Trojans and viruses wil prevent you from performing most cleanup attempts when you are in the windows enviroment.

One technique I use is to:
1. remove the hard disk from its original PC.
2. Use an external USB enclosure and attach the Disk to that enclosure.
3. Connect the USB enclosure to another pc which has all the utilities such as Malwarebytes or AVG etc..
4. Run the cleanup utilities on the disk in the external enclosure.

Being that you are not booting from the external disk, the Parasites cannot "see"
the native Opsys,

This technique can also be used to back-up your data from a failing drive.

Nuff Said.
 
Usually, newish PC's have two drives, both SATA, so it is often just a case of disconnecting the optical drive and using that connector. Problems begin when the drive is coming from a laptop.
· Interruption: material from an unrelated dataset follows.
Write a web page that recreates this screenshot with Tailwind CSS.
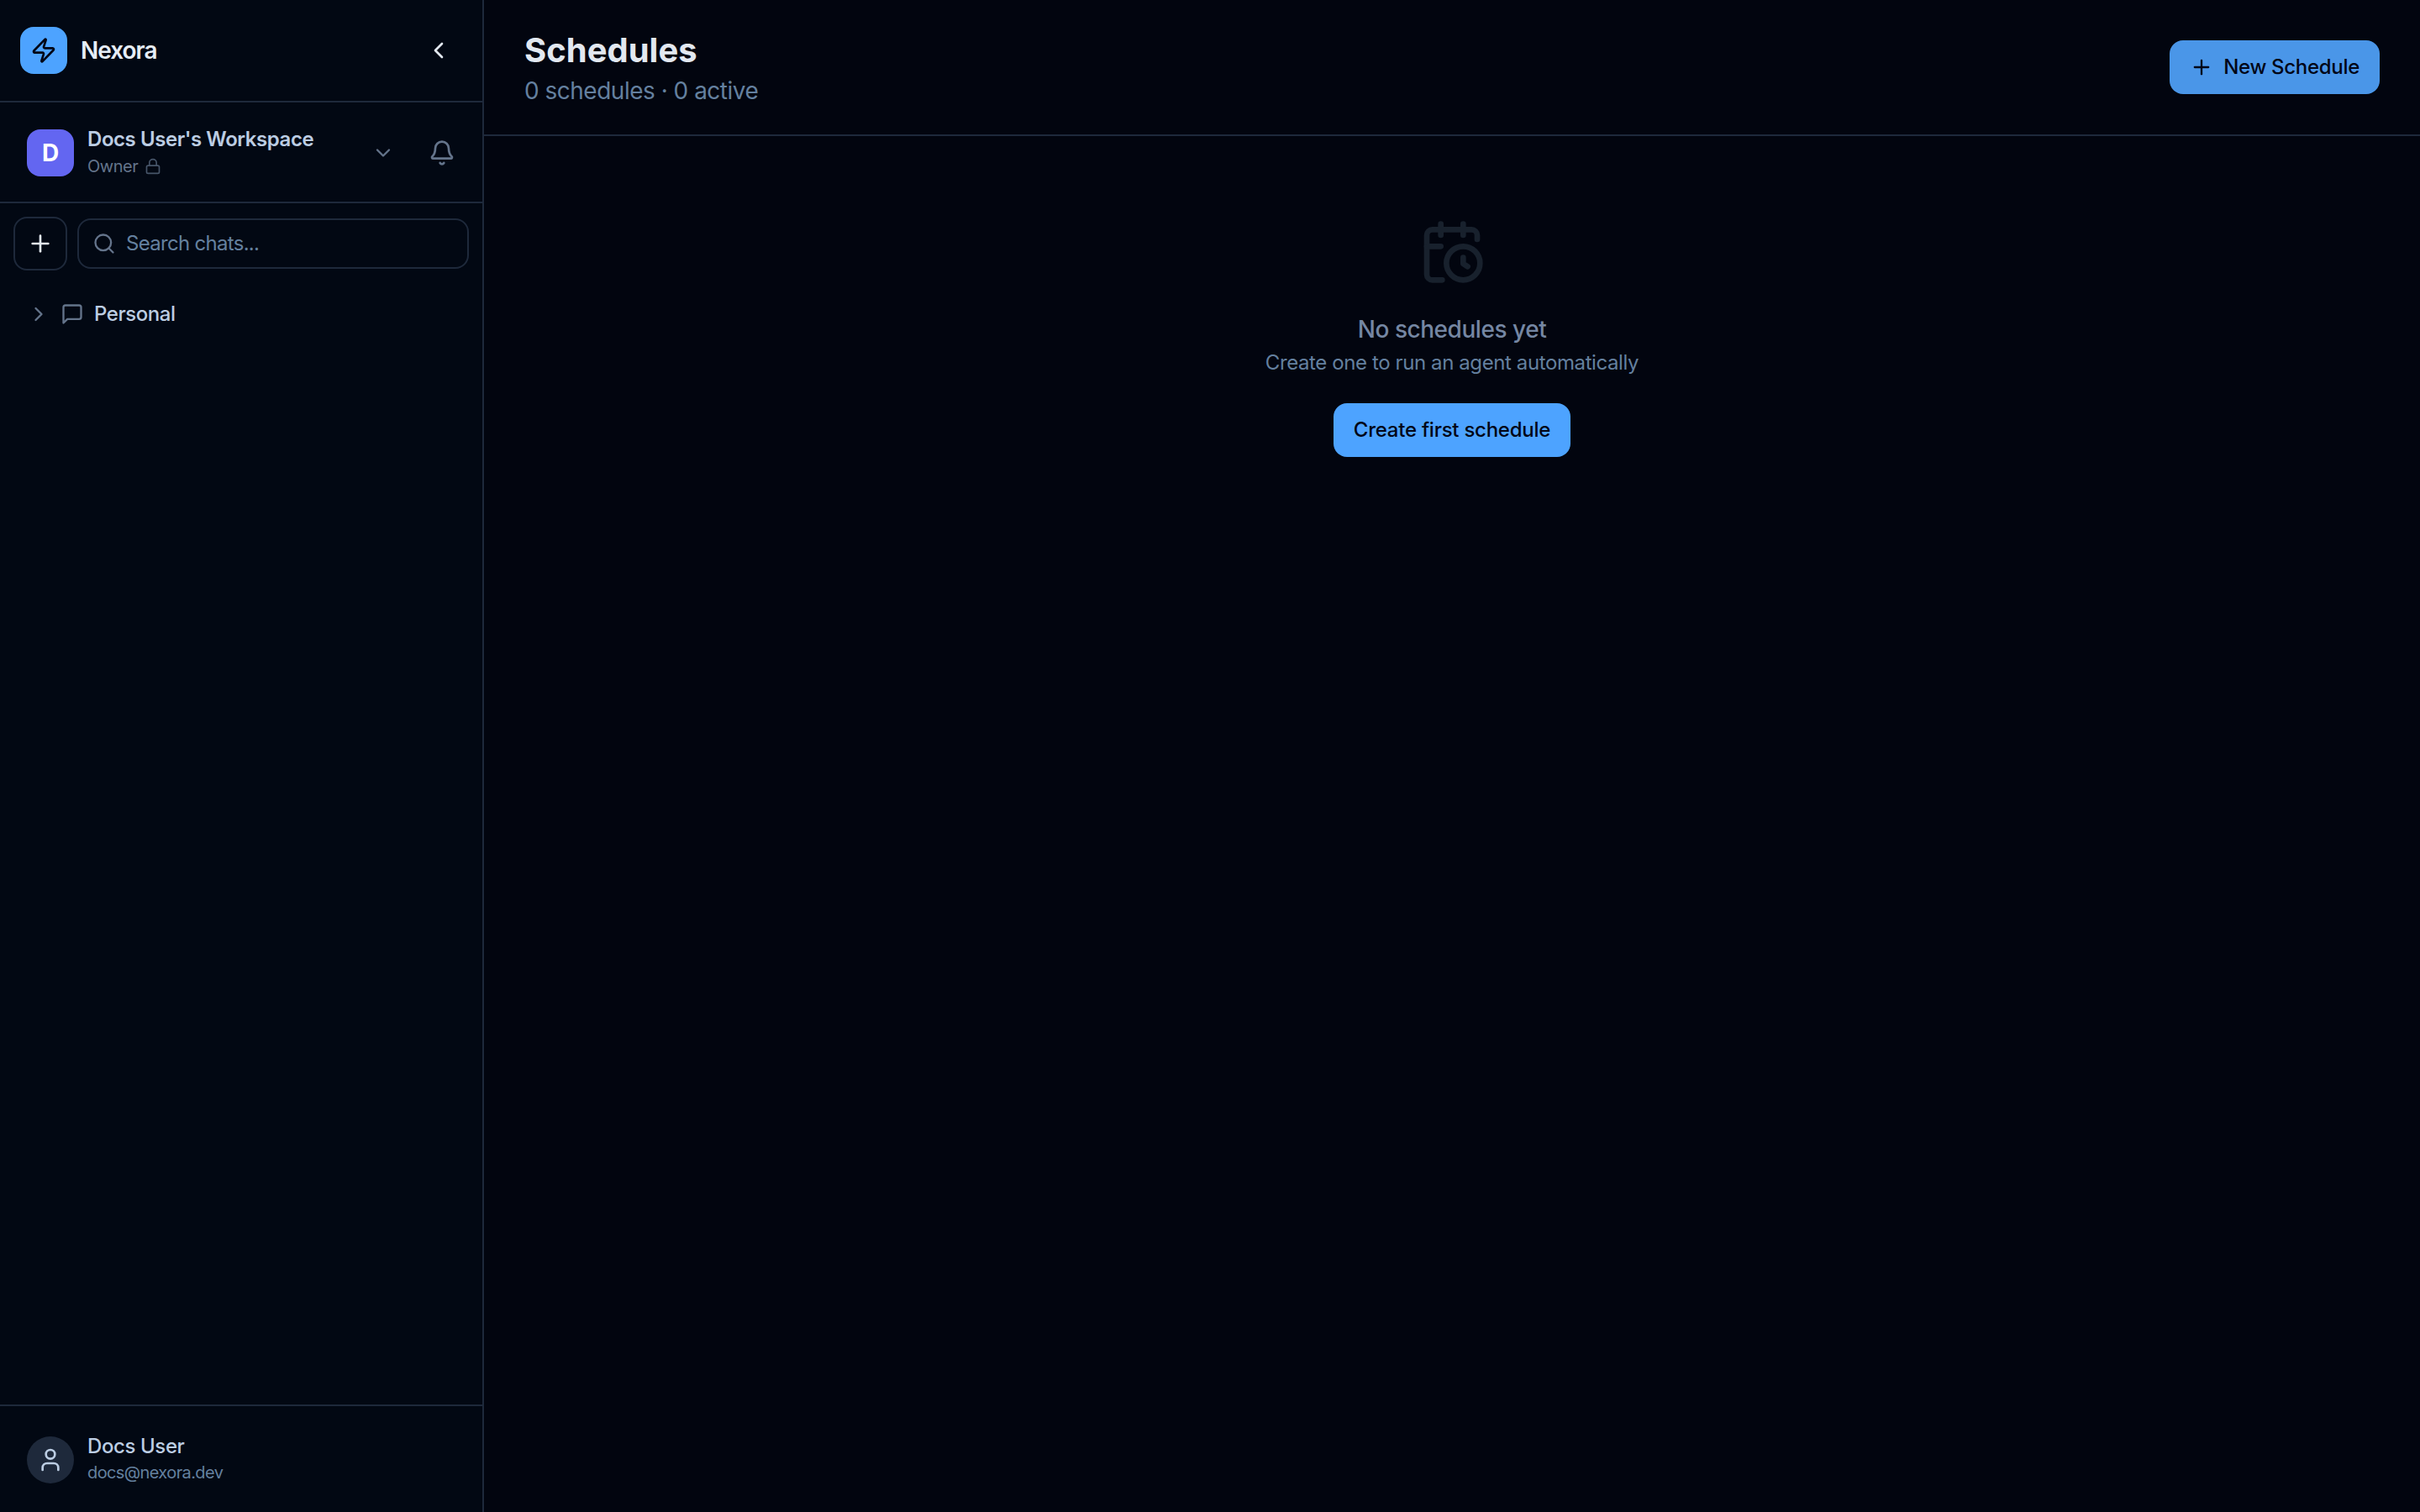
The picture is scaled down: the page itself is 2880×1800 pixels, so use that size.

Two possibilities - the drive is IDE, you would possibly need a small IDE to 'standard' IDE adapter - very cheap. But if the donor PC does not have IDE drives, there is almost always an IDE connector on the motherboard although you might have to aquire an IDE cable.

Second possibility - When the laptop drive is sata, I don't know what you do, sorry. Already there are several combinations, and few will have all the necessary connectors to hand. Hence the question about a portable external USB enclosure is relevant, since all PC's support USB.

What you can't do is push a SATA drive into an IDE connector or vice-versa.
 
If there isn't another PC handy, or if your friend doesn't want an infected drive in his computer, you can also use a paralled installation of Windows to do the same things.

Also, Vantec makes a drive caddy (both USB and eSATA, and a couple that are both) that accepts a drive like putting a slice of toast in a toaster. They range from US$40 - 60. Do your cleanup, turn off the drive and pop it up like a piece of toast; very handy.
 
Another option - AVG offers a stand alone rescue disc.
free.avg.com/ww-en/226162

You can burn a CD or it will make a USB stick bootable and then install on there - without wiping the contents!

You then boot into a cut down Linux which has loads of utilities including virus/malware cleaners.

For me, the USB stick seems a good option because you can keep updating the virus database in slow time without having to burn a new CD or connect a potentially vulnerable PC to the network to get your updates whilst fighting an infection.